**What to work on**
Gather from the material every line that contains the string "components".
■ ■ ■ ■ ■ ■ ■
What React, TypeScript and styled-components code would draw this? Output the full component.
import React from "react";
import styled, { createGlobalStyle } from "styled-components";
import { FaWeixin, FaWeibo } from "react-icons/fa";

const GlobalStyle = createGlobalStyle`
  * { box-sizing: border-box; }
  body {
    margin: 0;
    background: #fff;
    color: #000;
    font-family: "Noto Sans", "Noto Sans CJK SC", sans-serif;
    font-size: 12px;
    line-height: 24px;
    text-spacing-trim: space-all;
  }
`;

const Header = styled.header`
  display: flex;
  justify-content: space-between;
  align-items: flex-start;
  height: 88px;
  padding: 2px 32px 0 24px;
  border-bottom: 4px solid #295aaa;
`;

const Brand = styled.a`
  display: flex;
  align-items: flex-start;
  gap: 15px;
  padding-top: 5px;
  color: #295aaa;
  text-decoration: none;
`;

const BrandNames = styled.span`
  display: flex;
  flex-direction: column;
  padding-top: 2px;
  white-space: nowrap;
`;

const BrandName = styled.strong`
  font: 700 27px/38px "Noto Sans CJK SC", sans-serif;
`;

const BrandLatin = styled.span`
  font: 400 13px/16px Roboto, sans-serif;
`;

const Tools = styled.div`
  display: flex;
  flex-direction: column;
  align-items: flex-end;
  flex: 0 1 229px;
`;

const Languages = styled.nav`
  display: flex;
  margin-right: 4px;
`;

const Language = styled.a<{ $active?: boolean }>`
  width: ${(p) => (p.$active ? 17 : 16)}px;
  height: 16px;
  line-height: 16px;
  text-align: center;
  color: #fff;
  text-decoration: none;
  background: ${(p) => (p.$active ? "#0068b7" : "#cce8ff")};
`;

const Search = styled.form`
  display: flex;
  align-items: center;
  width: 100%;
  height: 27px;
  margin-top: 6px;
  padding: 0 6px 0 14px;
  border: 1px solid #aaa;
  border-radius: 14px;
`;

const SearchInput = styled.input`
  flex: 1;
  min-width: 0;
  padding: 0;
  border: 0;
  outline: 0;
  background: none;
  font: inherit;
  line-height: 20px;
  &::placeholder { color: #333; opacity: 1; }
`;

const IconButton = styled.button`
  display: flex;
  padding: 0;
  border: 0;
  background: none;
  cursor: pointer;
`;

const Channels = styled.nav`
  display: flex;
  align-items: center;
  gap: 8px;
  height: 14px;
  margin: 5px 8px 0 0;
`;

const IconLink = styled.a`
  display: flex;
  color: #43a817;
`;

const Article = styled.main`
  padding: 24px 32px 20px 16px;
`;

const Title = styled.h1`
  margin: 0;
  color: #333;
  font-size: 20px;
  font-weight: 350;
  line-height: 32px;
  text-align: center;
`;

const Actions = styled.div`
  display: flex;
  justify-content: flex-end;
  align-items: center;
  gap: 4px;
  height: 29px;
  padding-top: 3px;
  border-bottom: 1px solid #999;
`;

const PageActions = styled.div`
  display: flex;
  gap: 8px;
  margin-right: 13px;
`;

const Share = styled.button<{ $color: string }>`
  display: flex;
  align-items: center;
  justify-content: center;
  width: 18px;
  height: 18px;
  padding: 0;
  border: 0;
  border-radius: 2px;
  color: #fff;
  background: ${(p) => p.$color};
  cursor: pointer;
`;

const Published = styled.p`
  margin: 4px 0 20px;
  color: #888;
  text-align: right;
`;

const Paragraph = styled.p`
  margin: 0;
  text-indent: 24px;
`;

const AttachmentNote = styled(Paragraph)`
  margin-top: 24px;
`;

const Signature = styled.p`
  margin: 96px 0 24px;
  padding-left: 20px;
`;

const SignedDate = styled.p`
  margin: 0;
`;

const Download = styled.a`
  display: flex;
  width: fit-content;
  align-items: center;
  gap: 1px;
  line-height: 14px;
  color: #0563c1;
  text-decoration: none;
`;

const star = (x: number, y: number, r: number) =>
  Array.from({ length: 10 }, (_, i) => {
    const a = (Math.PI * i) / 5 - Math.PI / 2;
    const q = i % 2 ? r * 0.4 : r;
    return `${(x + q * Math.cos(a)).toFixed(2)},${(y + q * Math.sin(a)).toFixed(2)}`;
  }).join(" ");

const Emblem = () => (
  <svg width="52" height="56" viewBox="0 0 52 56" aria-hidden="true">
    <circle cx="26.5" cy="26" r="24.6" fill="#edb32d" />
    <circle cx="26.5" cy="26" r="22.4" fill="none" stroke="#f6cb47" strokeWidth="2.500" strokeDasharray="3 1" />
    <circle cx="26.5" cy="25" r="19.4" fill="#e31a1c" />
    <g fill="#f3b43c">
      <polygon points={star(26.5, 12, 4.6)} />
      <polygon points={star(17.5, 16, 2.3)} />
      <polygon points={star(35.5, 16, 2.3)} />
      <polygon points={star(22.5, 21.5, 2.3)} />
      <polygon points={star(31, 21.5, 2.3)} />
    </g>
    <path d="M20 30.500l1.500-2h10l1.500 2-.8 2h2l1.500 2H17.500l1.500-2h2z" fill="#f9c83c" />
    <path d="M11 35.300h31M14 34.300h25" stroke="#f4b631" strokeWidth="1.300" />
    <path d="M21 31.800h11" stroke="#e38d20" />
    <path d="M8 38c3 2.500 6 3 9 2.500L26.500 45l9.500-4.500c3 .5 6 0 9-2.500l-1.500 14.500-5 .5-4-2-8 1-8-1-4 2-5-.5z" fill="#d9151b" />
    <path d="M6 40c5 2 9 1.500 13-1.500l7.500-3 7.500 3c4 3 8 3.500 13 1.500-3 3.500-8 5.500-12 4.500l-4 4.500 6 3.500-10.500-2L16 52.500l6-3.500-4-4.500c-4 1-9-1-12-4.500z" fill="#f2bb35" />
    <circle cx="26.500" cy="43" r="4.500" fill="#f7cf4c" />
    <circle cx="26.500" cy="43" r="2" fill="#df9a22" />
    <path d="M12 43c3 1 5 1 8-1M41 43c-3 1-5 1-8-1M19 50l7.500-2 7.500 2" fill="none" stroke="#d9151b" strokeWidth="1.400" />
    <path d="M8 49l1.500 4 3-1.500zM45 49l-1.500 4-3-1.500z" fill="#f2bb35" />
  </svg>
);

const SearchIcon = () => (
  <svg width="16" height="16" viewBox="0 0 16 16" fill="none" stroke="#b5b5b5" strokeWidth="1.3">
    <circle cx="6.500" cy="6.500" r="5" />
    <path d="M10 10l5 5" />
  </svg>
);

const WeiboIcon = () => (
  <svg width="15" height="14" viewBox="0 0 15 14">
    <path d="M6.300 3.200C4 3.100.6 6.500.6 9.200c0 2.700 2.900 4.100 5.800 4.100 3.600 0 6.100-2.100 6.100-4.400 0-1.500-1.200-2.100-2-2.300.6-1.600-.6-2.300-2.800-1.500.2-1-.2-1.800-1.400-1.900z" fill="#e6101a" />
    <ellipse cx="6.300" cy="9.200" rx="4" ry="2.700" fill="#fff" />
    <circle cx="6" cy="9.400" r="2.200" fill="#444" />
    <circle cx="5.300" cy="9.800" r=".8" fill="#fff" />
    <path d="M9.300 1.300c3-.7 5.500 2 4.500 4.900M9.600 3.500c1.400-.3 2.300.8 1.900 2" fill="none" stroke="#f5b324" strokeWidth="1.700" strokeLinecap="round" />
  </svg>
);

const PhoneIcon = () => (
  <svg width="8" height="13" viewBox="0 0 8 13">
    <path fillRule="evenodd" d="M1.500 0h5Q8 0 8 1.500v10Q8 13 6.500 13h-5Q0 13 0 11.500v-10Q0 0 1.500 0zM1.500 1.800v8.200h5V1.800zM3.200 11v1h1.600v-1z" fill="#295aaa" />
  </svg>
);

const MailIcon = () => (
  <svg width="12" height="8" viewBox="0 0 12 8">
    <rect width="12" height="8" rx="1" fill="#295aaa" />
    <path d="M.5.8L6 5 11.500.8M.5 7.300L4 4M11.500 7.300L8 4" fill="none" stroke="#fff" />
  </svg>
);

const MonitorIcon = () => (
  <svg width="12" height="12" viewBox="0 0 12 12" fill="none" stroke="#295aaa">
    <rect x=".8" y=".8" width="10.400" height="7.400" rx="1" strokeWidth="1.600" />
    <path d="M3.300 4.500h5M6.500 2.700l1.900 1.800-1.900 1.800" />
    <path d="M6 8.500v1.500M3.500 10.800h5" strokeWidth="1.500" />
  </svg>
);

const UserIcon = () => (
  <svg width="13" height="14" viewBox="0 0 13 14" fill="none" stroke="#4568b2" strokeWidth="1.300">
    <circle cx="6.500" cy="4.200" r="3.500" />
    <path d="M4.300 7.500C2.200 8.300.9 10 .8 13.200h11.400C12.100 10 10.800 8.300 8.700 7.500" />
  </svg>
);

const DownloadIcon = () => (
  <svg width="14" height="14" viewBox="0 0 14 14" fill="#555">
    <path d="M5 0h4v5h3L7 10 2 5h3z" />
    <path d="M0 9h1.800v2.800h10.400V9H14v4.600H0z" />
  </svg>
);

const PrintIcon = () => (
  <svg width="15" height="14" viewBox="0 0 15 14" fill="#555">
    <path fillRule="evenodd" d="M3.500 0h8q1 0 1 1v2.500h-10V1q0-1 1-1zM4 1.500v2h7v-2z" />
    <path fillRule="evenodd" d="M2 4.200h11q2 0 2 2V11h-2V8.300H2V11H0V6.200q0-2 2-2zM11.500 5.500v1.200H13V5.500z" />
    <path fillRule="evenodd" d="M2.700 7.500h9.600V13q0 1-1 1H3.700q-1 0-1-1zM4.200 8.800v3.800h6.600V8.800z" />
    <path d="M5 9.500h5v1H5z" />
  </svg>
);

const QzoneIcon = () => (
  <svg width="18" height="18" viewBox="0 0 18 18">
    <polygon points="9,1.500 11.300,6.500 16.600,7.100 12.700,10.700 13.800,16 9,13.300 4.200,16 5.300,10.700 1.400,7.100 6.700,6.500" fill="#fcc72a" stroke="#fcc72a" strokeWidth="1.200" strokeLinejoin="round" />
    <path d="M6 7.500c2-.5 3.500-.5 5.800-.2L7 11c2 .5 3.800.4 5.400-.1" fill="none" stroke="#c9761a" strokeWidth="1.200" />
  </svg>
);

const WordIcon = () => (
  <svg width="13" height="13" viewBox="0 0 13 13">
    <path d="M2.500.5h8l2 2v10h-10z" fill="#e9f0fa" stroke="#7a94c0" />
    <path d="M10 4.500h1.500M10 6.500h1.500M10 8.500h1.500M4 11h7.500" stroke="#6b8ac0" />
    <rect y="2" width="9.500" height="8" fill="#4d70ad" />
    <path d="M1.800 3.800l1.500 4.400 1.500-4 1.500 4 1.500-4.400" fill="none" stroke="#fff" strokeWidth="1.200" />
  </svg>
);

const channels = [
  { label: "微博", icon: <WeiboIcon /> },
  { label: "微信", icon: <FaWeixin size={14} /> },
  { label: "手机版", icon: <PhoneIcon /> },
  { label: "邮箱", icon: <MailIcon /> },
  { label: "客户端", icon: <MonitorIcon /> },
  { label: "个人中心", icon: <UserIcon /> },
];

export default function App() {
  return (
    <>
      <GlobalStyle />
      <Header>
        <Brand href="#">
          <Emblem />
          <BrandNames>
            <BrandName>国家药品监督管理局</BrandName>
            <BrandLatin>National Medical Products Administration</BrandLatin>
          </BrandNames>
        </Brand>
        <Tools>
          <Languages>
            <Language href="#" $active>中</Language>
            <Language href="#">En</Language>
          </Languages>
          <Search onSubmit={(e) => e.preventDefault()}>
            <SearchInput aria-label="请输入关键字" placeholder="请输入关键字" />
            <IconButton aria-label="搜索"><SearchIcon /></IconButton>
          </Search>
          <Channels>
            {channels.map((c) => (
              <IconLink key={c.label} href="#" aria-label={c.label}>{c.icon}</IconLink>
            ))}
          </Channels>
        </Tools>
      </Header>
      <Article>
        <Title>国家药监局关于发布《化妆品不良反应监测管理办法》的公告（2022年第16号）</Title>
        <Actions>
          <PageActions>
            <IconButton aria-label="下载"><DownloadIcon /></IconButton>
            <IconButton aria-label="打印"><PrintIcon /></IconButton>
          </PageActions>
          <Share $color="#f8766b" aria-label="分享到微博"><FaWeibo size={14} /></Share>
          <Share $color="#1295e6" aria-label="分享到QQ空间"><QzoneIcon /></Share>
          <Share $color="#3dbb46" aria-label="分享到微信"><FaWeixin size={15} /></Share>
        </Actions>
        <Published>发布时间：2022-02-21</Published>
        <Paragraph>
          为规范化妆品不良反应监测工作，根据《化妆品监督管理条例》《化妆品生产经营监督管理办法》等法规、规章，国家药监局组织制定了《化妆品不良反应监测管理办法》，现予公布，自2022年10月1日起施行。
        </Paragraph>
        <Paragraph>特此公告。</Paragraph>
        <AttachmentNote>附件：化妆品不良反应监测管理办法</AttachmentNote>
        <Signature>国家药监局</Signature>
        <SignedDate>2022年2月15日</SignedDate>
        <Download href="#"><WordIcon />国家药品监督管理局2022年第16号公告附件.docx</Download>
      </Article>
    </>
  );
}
■ ■ ■ ■ ■ ■ ■
**Exercise result**
What React, TypeScript and styled-components code would draw this? Output the full component.
import styled, { createGlobalStyle } from "styled-components";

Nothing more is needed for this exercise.